Practical scenarios for spacing out your colour appointments
Different colour habits call for different strategies. A few realistic patterns:
- The balayage devotee: Full balayage once or twice a year, with a gloss and deep treatment every eight to ten weeks.
- The tint regular: Root touch-up every six to eight weeks, but with a bond-building or keratin-based treatment slotted in every second visit.
- The natural-leaning client: Minimal highlights once a year, focusing on face-framing lightness, supported by quarterly nourishing treatments and trims.
Each plan aims to reduce the total number of heavy chemical services, replacing some of them with care that keeps the fibre resilient.

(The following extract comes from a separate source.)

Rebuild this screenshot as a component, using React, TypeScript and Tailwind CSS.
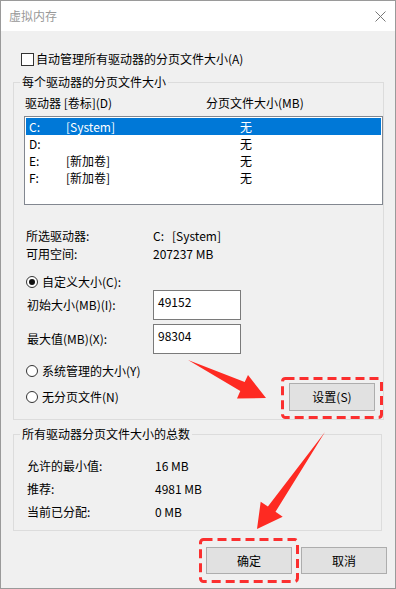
import React from "react"

const drives = [
    { id: "C:", label: "[System]", size: "无", selected: true },
    { id: "D:", label: "", size: "无" },
    { id: "E:", label: "[新加卷]", size: "无" },
    { id: "F:", label: "[新加卷]", size: "无" },
]

const totals = [
    { label: "允许的最小值:", value: "16 MB" },
    { label: "推荐:", value: "4981 MB" },
    { label: "当前已分配:", value: "0 MB" },
]

const Radio = ({ checked, label }: { checked?: boolean; label: string }) => (
    <div className="flex items-center gap-[4px]">
        <span className="flex items-center justify-center w-[12px] h-[12px] rounded-full border border-[#333] bg-white">
            {checked && <span className="w-[6px] h-[6px] rounded-full bg-[#111]" />}
        </span>
        <span>{label}</span>
    </div>
)

// red dashed annotation frame, drawn so the dash length matches the screenshot
const DashFrame = ({ w, h, className }: { w: number; h: number; className: string }) => (
    <svg className={`absolute pointer-events-none ${className}`} width={w} height={h}>
        <rect
            x="1.5"
            y="1.5"
            width={w - 3}
            height={h - 3}
            rx="3"
            fill="none"
            stroke="#fb2f2f"
            strokeWidth="3"
            strokeDasharray="9 5"
        />
    </svg>
)

const WinButton = ({
    children,
    className = "",
    frame,
}: {
    children: React.ReactNode
    className?: string
    frame?: React.ReactNode
}) => (
    <button
        className={`relative flex items-center justify-center border border-[#adadad] bg-[#e1e1e1] text-[12px] text-black ${className}`}
    >
        {children}
        {frame}
    </button>
)

// the two red annotation arrows lie over the dialog
const Arrows = () => (
    <svg
        className="absolute inset-0 pointer-events-none"
        width="396"
        height="589"
        viewBox="0 0 396 589"
    >
        <polygon
            fill="#fe2a22"
            points="188,360 244.7,381.9 248,375 266,398 237,398.5 240.3,391.1"
        />
        <polygon
            fill="#fe2a22"
            points="325,432 275.5,511.8 282.7,516.7 257,529 260.7,501.7 267.9,506.6"
        />
    </svg>
)

export default function App() {
    return (
        <div className="relative w-[396px] h-[589px] font-['Noto_Sans_CJK_SC','Noto_Sans',sans-serif] text-[12px] leading-[16px] text-black">
            <div className="flex flex-col w-full h-full border border-[#9a9a9a] bg-[#f0f0f0]">
                {/* title bar */}
                <div className="flex items-center justify-between h-[30px] bg-white pl-[8px] pr-[9px]">
                    <span className="text-[#999]">虚拟内存</span>
                    <svg width="11" height="11" viewBox="0 0 11 11">
                        <path d="M0.5 0.5 L10.5 10.5 M10.5 0.5 L0.5 10.5" stroke="#777" strokeWidth="1" />
                    </svg>
                </div>

                <div className="flex flex-col pl-[12px] pr-[13px]">
                    <div className="flex items-center h-[16px] mt-[20px] ml-[8px] gap-[2px]">
                        <span className="w-[13px] h-[13px] border border-[#333] bg-white" />
                        <span>自动管理所有驱动器的分页文件大小(A)</span>
                    </div>

                    <fieldset className="mt-[7px] p-0 border border-[#dcdcdc] pb-[8px]">
                        <legend className="ml-[6px] px-[2px]">每个驱动器的分页文件大小</legend>
                        <div className="flex items-center h-[16px] mt-[5px] pl-[11px]">
                            <span className="w-[181px]">驱动器 [卷标](D)</span>
                            <span>分页文件大小(MB)</span>
                        </div>
                        <div className="mt-[5px] ml-[10px] w-[359px] h-[89px] border border-[#828790] bg-white pt-[1px] px-[1px]">
                            {drives.map(d => (
                                <div
                                    key={d.id}
                                    className={`flex items-center h-[17px] pl-[3px] ${d.selected ? "bg-[#0078d7] text-white" : ""}`}
                                >
                                    <span className="w-[37px]">{d.id}</span>
                                    <span className="w-[174px]">{d.label}</span>
                                    <span>{d.size}</span>
                                </div>
                            ))}
                        </div>

                        <div className="flex items-center h-[18px] mt-[22px] pl-[12px]">
                            <span className="w-[127px]">所选驱动器:</span>
                            <span>C:&nbsp;&nbsp;&nbsp;[System]</span>
                        </div>
                        <div className="flex items-center h-[18px] pl-[12px]">
                            <span className="w-[127px]">可用空间:</span>
                            <span>207237 MB</span>
                        </div>

                        <div className="flex items-center h-[16px] mt-[11px] pl-[12px]">
                            <Radio checked label="自定义大小(C):" />
                        </div>
                        <div className="flex items-center h-[30px] pl-[13px]">
                            <span className="w-[126px]">初始大小(MB)(I):</span>
                            <div className="w-[88px] h-[30px] border border-[#7a7a7a] bg-white pl-[4px] pt-[3px]">49152</div>
                        </div>
                        <div className="flex items-center h-[30px] mt-[4px] pl-[13px]">
                            <span className="w-[126px]">最大值(MB)(X):</span>
                            <div className="w-[88px] h-[30px] border border-[#7a7a7a] bg-white pl-[4px] pt-[3px]">98304</div>
                        </div>

                        <div className="flex items-center h-[16px] mt-[9px] pl-[12px]">
                            <Radio label="系统管理的大小(Y)" />
                        </div>
                        <div className="flex items-center h-[28px] mt-[4px] pl-[12px] pr-[8px]">
                            <Radio label="无分页文件(N)" />
                            <WinButton
                                className="ml-auto w-[86px] h-[28px]"
                                frame={<DashFrame w={102} h={42} className="-left-[9px] -top-[7px]" />}
                            >
                                设置(S)
                            </WinButton>
                        </div>
                    </fieldset>

                    <fieldset className="mt-[6px] p-0 border border-[#dcdcdc] pb-[7px]">
                        <legend className="ml-[6px] px-[2px]">所有驱动器分页文件大小的总数</legend>
                        <div className="mt-[12px]">
                            {totals.map(t => (
                                <div key={t.label} className="flex items-center h-[23px] pl-[13px]">
                                    <span className="w-[128px]">{t.label}</span>
                                    <span>{t.value}</span>
                                </div>
                            ))}
                        </div>
                    </fieldset>
                </div>

                <div className="flex justify-end gap-[9px] mt-[16px] pr-[8px]">
                    <WinButton
                        className="w-[86px] h-[27px]"
                        frame={<DashFrame w={100} h={45} className="-left-[8px] -top-[10px]" />}
                    >
                        确定
                    </WinButton>
                    <WinButton className="w-[86px] h-[27px]">取消</WinButton>
                </div>
            </div>
            <Arrows />
        </div>
    )
}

Benefits and risks to keep in mind
Spacing out colour brings several advantages: less chemical exposure, fewer marathon appointments and better long-term hair quality. The colour often appears more expensive and refined because the hair reflects light evenly instead of looking fried at the ends.
There are trade-offs. Those who love a sharp regrowth line or very high-contrast looks might struggle with longer gaps. Dark natural bases paired with very light highlights can still require regular maintenance around the face to avoid obvious demarcation.
A balanced approach can work well: maintain the front hairline and parting more often if you like a bright frame, while leaving the rest of the head for less frequent, more thoughtful colour work. Combined with structured treatment visits, this still cuts down overall stress on the hair.
The central message from chairs like Macquaire’s is simple: your colour looks its best when your hair is in good condition. Treating shine, strength and scalp health as part of your colour plan — not an afterthought — is what truly lets you stretch the time between those big, expensive appointments.